Case: 13-40674 Document: 00512890731 Page: 1 Date Filed: 01/06/2015
IN THE UNITED STATES COURT OF APPEALS
FOR THE FIFTH CIRCUIT
United States Court of Appeals
Fifth Circuit
No. 13-40674 FILED
Summary Calendar January 6, 2015
Lyle W. Cayce
Clerk
UNITED STATES OF AMERICA,
Plaintiff-Appellee
v.
HILARIO TORRES-HERNANDEZ,
Defendant-Appellant
Appeal from the United States District Court
for the Southern District of Texas
USDC No. 1:13-CR-108-1
Before KING, JOLLY, and HAYNES, Circuit Judges.
PER CURIAM: *
Hilario Torres-Hernandez appeals the 57-month within-guidelines
sentence imposed following his conviction for illegal reentry after deportation.

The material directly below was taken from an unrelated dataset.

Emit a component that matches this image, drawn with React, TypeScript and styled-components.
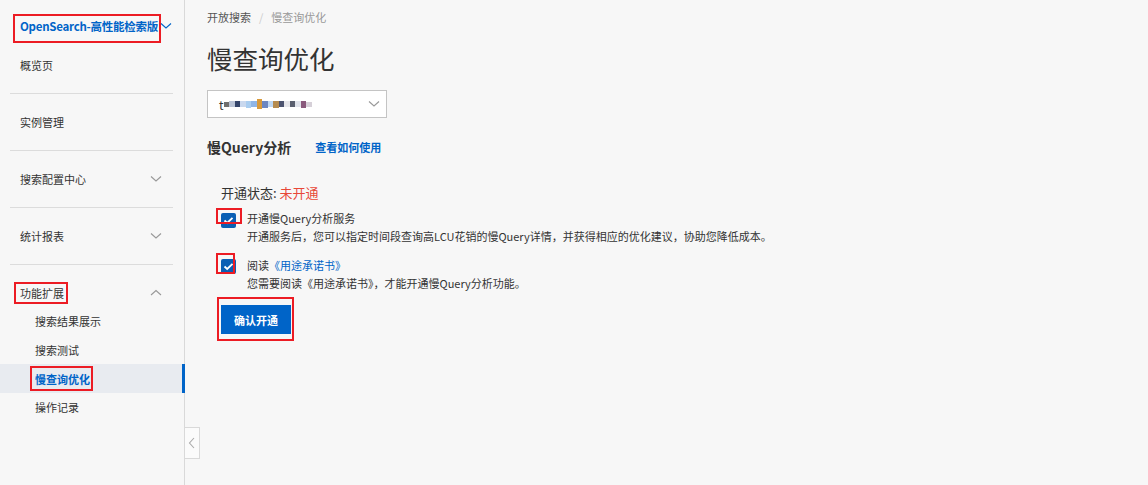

He challenges the 16-level enhancement imposed pursuant to U.S.S.G.
§ 2L1.2(b)(1)(A)(i) for having been deported after being convicted of a drug
trafficking offense. Torres-Hernandez argues that his Texas conviction for
possession with intent to deliver cocaine did not qualify as a drug trafficking
* Pursuant to 5TH CIR. R. 47.5, the court has determined that this opinion should not
be published and is not precedent except under the limited circumstances set forth in 5TH
CIR. R. 47.5.4.
Case: 13-40674 Document: 00512890731 Page: 2 Date Filed: 01/06/2015
No. 13-40674
offense because Texas’s definition of delivery is broader than the definition of
a drug trafficking offense under § 2L1.2. He asserts that the Texas offense of
delivery may be committed by “administering” a controlled substance. He
further contends that, for the same reasons, the Texas offense does not qualify
as an aggravated felony under 8 U.S.C. § 1326(b)(2). Because Torres-
Hernandez failed to object to the enhancement in the district court, we review
for plain error. See United States v. Chavez-Hernandez, 671 F.3d 494, 497 (5th
Cir. 2012).
In United States v. Teran-Salas, 767 F.3d 453, 460-62 (5th Cir. 2014), we
rejected the identical argument raised by Torres-Hernandez and stated that
“conviction under the administer prong is not a realistic probability because no
previous Texas case has involved a conviction under this prong.” Id. at 461.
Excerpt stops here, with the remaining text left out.